Dias antes, em 31 de agosto, Bolsonaro se envolveu em duas cenas opostas, o que exemplifica a delicada estratégia de se manter candidato e golpista. À tarde, durante comício em Curitiba, pediu a apoiadores que abaixassem uma faixa pró-golpe militar com os dizeres: “Presidente, acione as FFAA. Nova Constituição anticomunista”. À noite, em jantar numa churrascaria na vizinha São José dos Pinhais, sem a presença da imprensa, voltou à cena o candidato a ditador:
“Dizem que o poder emana do povo. Não é verdade, a não ser que o povo escolha bem seus representantes. É a luta do bem contra o mal”. No público, um recorte social tipicamente apoiador (e financiador) de atos antidemocráticos: cerca de 300 produtores rurais, empresários do agronegócio, parlamentares ruralistas e o governador do Paraná, Ratinho Júnior (PSD).

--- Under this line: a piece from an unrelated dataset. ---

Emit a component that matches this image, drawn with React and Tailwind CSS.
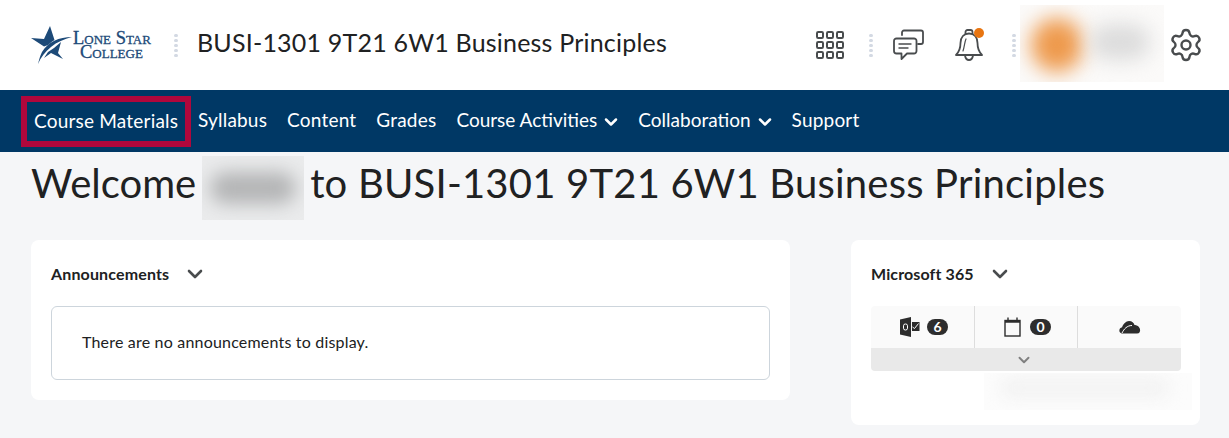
import React from 'react';
import { ChevronDown, Settings } from 'lucide-react';

const Dots = ({ className = '' }) => (
  <div className={`flex flex-col gap-[2px] ${className}`}>
    {[0, 1, 2, 3, 4].map((i) => (
      <span key={i} className="w-[4px] h-[3px] rounded-full bg-[#d3d9e3]" />
    ))}
  </div>
);

const Logo = () => (
  <div className="flex items-center w-[126px] h-[40px]">
    <svg width="42" height="40" viewBox="0 0 42 40" className="shrink-0">
      <path d="M19 1 L23.5 15 L20.5 17 L17 20 L13 21.5 L0 13 L13 14 Z" fill="#1d4a78" />
      <path d="M41 12 C28 12 17 17 11 27 C9 31 8 35 7 39 C10 32 14 27 20 22 C26 17 33 14 41 12 Z" fill="#1d4a78" />
      <path d="M30 17 L27 28 L32 34 L20 28 L13 33 L17 27 L23 23 Z" fill="#1d4a78" />
    </svg>
    <div className="font-['Liberation_Serif',serif] [font-variant:small-caps] [-webkit-text-stroke:0.3px_#1d4a78] text-[#1d4a78] leading-[14px] text-[18.5px] whitespace-nowrap">
      <div>Lone Star</div>
      <div className="pl-[7px]">College</div>
    </div>
  </div>
);

const Waffle = () => (
  <svg width="30" height="30" viewBox="0 0 30 30" fill="none" stroke="#494c4e" strokeWidth="2">
    {[2, 12, 22].map((y) =>
      [2, 12, 22].map((x) => <rect key={`${x}-${y}`} x={x} y={y} width="6" height="6" rx="1.2" />)
    )}
  </svg>
);

const Chat = () => (
  <svg width="32" height="32" viewBox="0 0 32 32" fill="none" stroke="#494c4e" strokeWidth="1.8" strokeLinecap="round" strokeLinejoin="round">
    <path d="M9 6 V3.5 A2 2 0 0 1 11 1.5 H28 A2 2 0 0 1 30 3.5 V13 A2 2 0 0 1 28 15 H25" />
    <path d="M3.5 9.5 H21 A2.5 2.5 0 0 1 23.5 12 V22 A2.5 2.5 0 0 1 21 24.5 H14 L8.5 30 V24.5 H3.5 A2.5 2.5 0 0 1 1 22 V12 A2.5 2.5 0 0 1 3.5 9.5" />
    <path d="M6 15 H18 M6 19 H15" strokeWidth="1.4" />
  </svg>
);

const Bell = () => (
  <div className="relative w-[30px] h-[32px]">
    <svg width="30" height="32" viewBox="0 0 30 32" fill="none" stroke="#494c4e" strokeWidth="1.8" strokeLinecap="round" strokeLinejoin="round">
      <path d="M11.5 5 V3 A2 2 0 0 1 13.5 1 H16.5 A2 2 0 0 1 18.5 3 V5" />
      <path d="M2 26 C5 23 6.5 19 6.5 14 C6.5 8 10 4.5 15 4.5 C20 4.5 23.5 8 23.5 14 C23.5 19 25 23 28 26 Z" />
      <path d="M11 26.5 C11.5 29.5 13 31 15 31 C17 31 18.5 29.5 19 26.5" />
      <path d="M12 10 C10.5 13 10.5 18 9 22" strokeWidth="1.2" />
    </svg>
    <span className="absolute -top-[1px] right-[0px] w-[10px] h-[10px] rounded-full bg-[#e87511]" />
  </div>
);

const NavItem = ({ children, caret }) => (
  <div className={`flex items-center text-white text-[19px] whitespace-nowrap ${caret ? 'gap-[4px] -mr-[3px]' : 'tracking-[0.2px]'}`}>
    {children}
    {caret && <ChevronDown size={20} strokeWidth={3} className="mt-[3px]" />}
  </div>
);

const Blur = ({ className = '', children }) => (
  <div className={`overflow-hidden ${className}`}>{children}</div>
);

const OutlookIcon = () => (
  <svg width="20" height="20" viewBox="0 0 20 20">
    <path d="M0 2.5 L11 0 V20 L0 17.5 Z" fill="#2d2d2d" />
    <rect x="3.5" y="7" width="4" height="6" rx="1.8" fill="none" stroke="#fff" strokeWidth="1" />
    <path d="M12 5 H19.5 V14 H12 Z" fill="#2d2d2d" />
    <path d="M12.5 10 L14.5 11.5 L18.5 6.5" fill="none" stroke="#fff" strokeWidth="1" />
  </svg>
);

const CalendarIcon = () => (
  <svg width="17" height="20" viewBox="0 0 17 20" fill="none" stroke="#2d2d2d">
    <rect x="1" y="3.5" width="15" height="15.5" strokeWidth="1.4" />
    <path d="M1 4.5 H16" strokeWidth="2.6" />
    <path d="M4 0.5 V4 M13 0.5 V4" strokeWidth="1.4" />
  </svg>
);

const CloudIcon = () => (
  <svg width="22" height="14" viewBox="0 0 22 14">
    <path d="M4 13.5 C1 13.5 0 11.5 0.5 9.5 C1 8 2 7.5 3 7.5 C4 4 7 1 10 1 C13 1 15 3 15.5 5 C18 4.5 20.5 7 21 9 C21.5 11.5 20.5 13.5 18 13.5 Z" fill="#2d2d2d" />
    <path d="M3 13 C5 9 8 5.5 13 5.5" fill="none" stroke="#fff" strokeWidth="1" />
  </svg>
);

const Count = ({ n }) => (
  <span className="w-[21px] h-[16px] rounded-full bg-[#2d2d2d] text-white text-[14px] font-bold flex items-center justify-center leading-none">
    {n}
  </span>
);

export default function App() {
  return (
    <div className="w-[1229px] h-[438px] overflow-hidden bg-[#f5f6f8] font-['Lato',sans-serif] text-[#202122]">
      {/* Header */}
      <header className="h-[90px] bg-white flex items-center pl-[31px]">
        <Logo />
        <Dots className="ml-[17px]" />
        <h1 className="ml-[19px] mb-[4px] text-[25px] tracking-[0.2px] font-normal whitespace-nowrap">BUSI-1301 9T21 6W1 Business Principles</h1>
        <div className="ml-auto flex items-center">
          <Waffle />
          <Dots className="ml-[24px]" />
          <div className="ml-[20px]"><Chat /></div>
          <div className="ml-[29px]"><Bell /></div>
          <Dots className="ml-[28px]" />
          <Blur className="ml-[4px] mb-[3px] w-[144px] h-[77px] bg-[#fbfaf9] relative">
            <div className="absolute left-[11px] top-[13px] w-[52px] h-[54px] rounded-full bg-[#ee9a4d] blur-[10px]" />
            <div className="absolute left-[70px] top-[19px] w-[60px] h-[36px] rounded-full bg-[#dcdcdc] blur-[10px]" />
          </Blur>
          <Settings size={36} strokeWidth={1.6} color="#494c4e" className="ml-[4px] mr-[25px]" />
        </div>
      </header>

      {/* Nav */}
      <nav className="h-[62px] bg-[#003865] flex items-center pl-[21px] pb-[2px] gap-[20px]">
        <div className="border-[6px] border-[#b0073c] w-[170px] h-[51px] pl-[7px] flex items-center -mr-[13px] mt-[2px]">
          <NavItem>Course Materials</NavItem>
        </div>
        <NavItem>Syllabus</NavItem>
        <NavItem>Content</NavItem>
        <NavItem>Grades</NavItem>
        <NavItem caret>Course Activities</NavItem>
        <NavItem caret>Collaboration</NavItem>
        <NavItem>Support</NavItem>
      </nav>

      {/* Welcome */}
      <div className="pl-[31px] h-[88px] flex items-start">
        <div className="text-[40px] leading-[62px] flex items-start whitespace-nowrap">
          <span>Welcome</span>
          <Blur className="ml-[6px] mt-[4px] w-[102px] h-[64px] bg-[#eaebec] relative">
            <div className="absolute left-[8px] top-[16px] w-[86px] h-[32px] rounded-full bg-[#b4b5b6] blur-[9px]" />
          </Blur>
          <span className="ml-[6px] tracking-[0.2px]">to BUSI-1301 9T21 6W1 Business Principles</span>
        </div>
      </div>

      {/* Widgets */}
      <div className="flex items-start justify-between pl-[31px] pr-[29px]">
        <section className="w-[759px] h-[160px] bg-white rounded-[8px] px-[20px] pt-[24px]">
          <div className="flex items-center text-[16px] tracking-[0.15px] font-bold h-[20px]">
            Announcements
            <ChevronDown size={24} strokeWidth={2.6} color="#494c4e" className="ml-[14px]" />
          </div>
          <div className="mt-[22px] h-[74px] border border-[#cdd5dc] rounded-[6px] flex items-center pl-[30px] pb-[2px] text-[16px] tracking-[0.19px]">
            There are no announcements to display.
          </div>
        </section>

        <section className="w-[349px] h-[185px] bg-white rounded-[8px] px-[20px] pt-[24px]">
          <div className="flex items-center text-[16px] tracking-[0.12px] font-bold h-[20px]">
            Microsoft 365
            <ChevronDown size={24} strokeWidth={2.6} color="#494c4e" className="ml-[14px]" />
          </div>
          <div className="mt-[22px] w-[310px] rounded-[4px] overflow-hidden">
            <div className="flex h-[42px] bg-[#fafafa]">
              <div className="w-[104px] flex items-center justify-center gap-[7px] pl-[3px] border-r border-[#dddddd]">
                <OutlookIcon />
                <Count n="6" />
              </div>
              <div className="w-[103px] flex items-center justify-center gap-[9px] pl-[3px] border-r border-[#dddddd]">
                <CalendarIcon />
                <Count n="0" />
              </div>
              <div className="flex-1 flex items-center justify-center">
                <CloudIcon />
              </div>
            </div>
            <div className="h-[23px] bg-[#e9e9e9] flex items-center justify-center pr-[4px]">
              <ChevronDown size={18} strokeWidth={2.6} color="#808080" />
            </div>
          </div>
          <Blur className="ml-[113px] mt-[2px] w-[208px] h-[37px] bg-[#fcfcfc] relative">
            <div className="absolute left-[16px] top-[4px] w-[170px] h-[22px] rounded-full bg-[#f3f3f3] blur-[8px]" />
          </Blur>
        </section>
      </div>
    </div>
  );
}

“Sabemos o quanto está ameaçada a nossa liberdade, a liberdade de se expressar. Temos assistido com preocupação certas decisões que não condizem com o estado democrático de direito. Ninguém aqui quer dar golpe. Nós não podemos aceitar um golpe”. E, neste ponto, retoma o mantra com que seduz seus seguidores a matar ou morrer em sua defesa: “Podem ter certeza que juramos dar a vida pela nossa liberdade”.
Ataca o Judiciário, sob a alcunha genérica de “alguns”: “Não estamos aqui para ofender qualquer um dos Poderes, mas sabemos da verdade, do que alguns querem, do que alguns pretendem mudar no Brasil”. A suposta mudança desejada por “alguns” seria uma ditadura de esquerda, claro: “Se vocês começarem a empobrecer, mas continuarem com liberdade, vocês recuperarão o que perderam, mas se perderem liberdade, perderão tudo, inclusive a dignidade, a família, a propriedade privada, o direito de ir e vir”.
Evoca a facada que levou na campanha de 2018 e inova ao associá-la à morte do deputado Luiz Eduardo Magalhães (PFL-BA), em acidente de avião quando era candidato presidencial, em 2014. Seriam exemplos de que os adversários são capazes de tudo: “Quando eles veem que não podem nos derrotar no voto ou de outra forma, vão para a eliminação do próximo”. Resta a dúvida do que seria “de outra forma”. Resta?
A tática é agitar seu “exército” civil de CACs (caçadores, atiradores e colecionadores), que já passa das 700 mil pessoas, para que acreditem que o país está de fato à beira de uma guerra civil, e deem o primeiro passo. O estopim de um lobo solitário pode ser suficiente para gerar o caos que Bolsonaro tanto almeja, sem que precise se envolver diretamente na intentona, mas usando a violência de argumento para decretar Estado de exceção e chamar os militares. Fontes de inteligência também já detectaram a possibilidade de um falso atentado.
No 7 de setembro, o Bolsonaro genuíno, aquele golpista, terá que agradar seus fiéis seguidores, mas com o cuidado de não comprometer os objetivos do Bolsonaro fictício, o “democrata”. Muitos donos do dinheiro avisam que aguardam o tom do presidente no evento para avaliar se vale a pena continuar bancando a instabilidade no país ou se é mais negócio se conformar em apoiar o previsível Lula.
Em outubro, em caso de derrota eleitoral do falso democrata, enfim o rei ficará nu e veremos apenas o verdadeiro Bolsonaro: ele saberá usar as massas armadas dispostas a tudo em sua defesa como chantagem para uma negociação de bastidores por uma anistia, de modo a não ser devidamente julgado e preso ao sair do poder.